0x DAO (Decentralized Autonomous Organization) is the collective governing voice of the 0x Protocol and the ZRX token
0x Labs is the company that created 0x Protocol and API.
The 0x protocol is an open standard that facilitates the trustless, low friction, peer-to-peer exchange of Ethereum-based assets. The benefit of a standardized protocol is that defines a set of rules that allow entities on the same network to understand how to transmit data amongst each other. The 0x protocol is composed of smart contracts and developer-tools that allow open access to a pool of shared liquidity.
Request For Quotes (RFQ)
RFQ stands for Request for Quote. It is a design pattern that allows traders to get real time quotes from Market Makers. We make API calls to Market Makers when they request a price from the 0x API.
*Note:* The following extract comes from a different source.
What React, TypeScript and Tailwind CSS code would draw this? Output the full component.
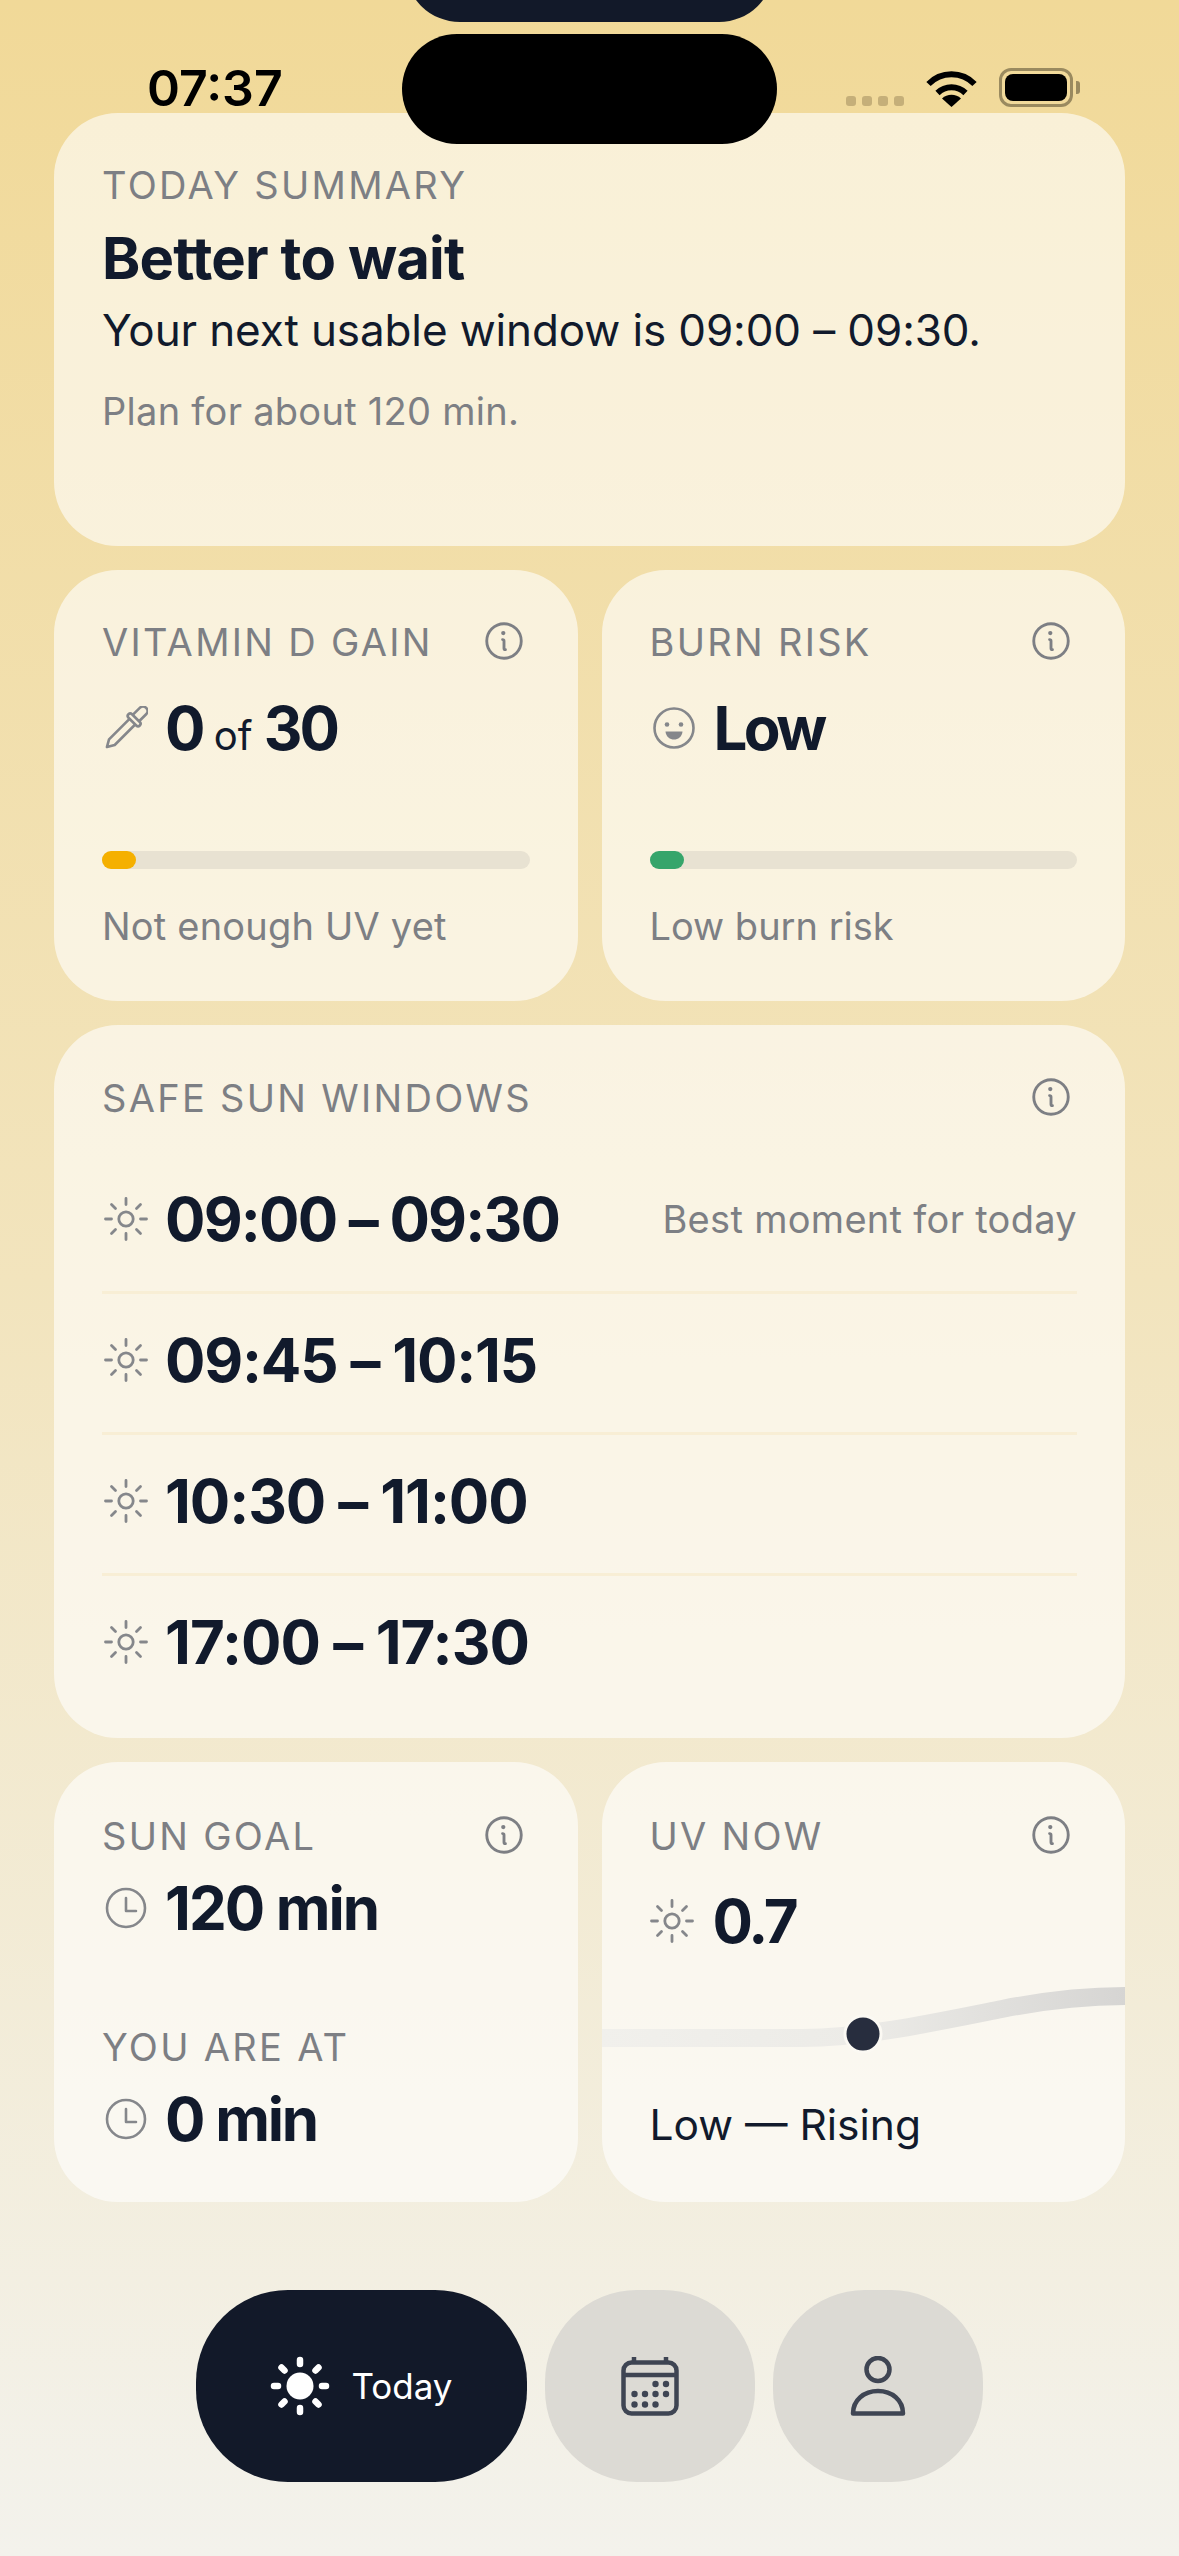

RFQT stands for "RFQ - Taker", which means it is the taker's responsibility to submit the transaction on chain. This is important because who submits the transaction on chain will change the flow of who needs to sign the order
Previously stood for "RFQ - Maker", but now RFQM stands for "RFQ - Metatransaction". In the case of Metatransactions, 0x will submit the transaction to chain, paying the gas cost.
The price difference between when a transaction is submitted and when the transaction is confirmed on the blockchain.
This occurs because AMMs price their assets along bonding curves that are a function of the size of the relative amounts of each asset, and this price can change if the relative trade size is large.
Smart Order Routing
The 0x API helps users get the best price on their swap via Smart Order Routing splits a fill up up across the different sources to maximize the overall return on your swap. Checkout this article for details on how it works.
This is the Demand side of the the ecosystem. Takers fill 0x orders by agreeing to trade their asset for the Maker's asset; in other words, consume the 0x liquidity. Examples of Takers include Metamask, Coinbase, Zapper, dydx, Matcha, etc.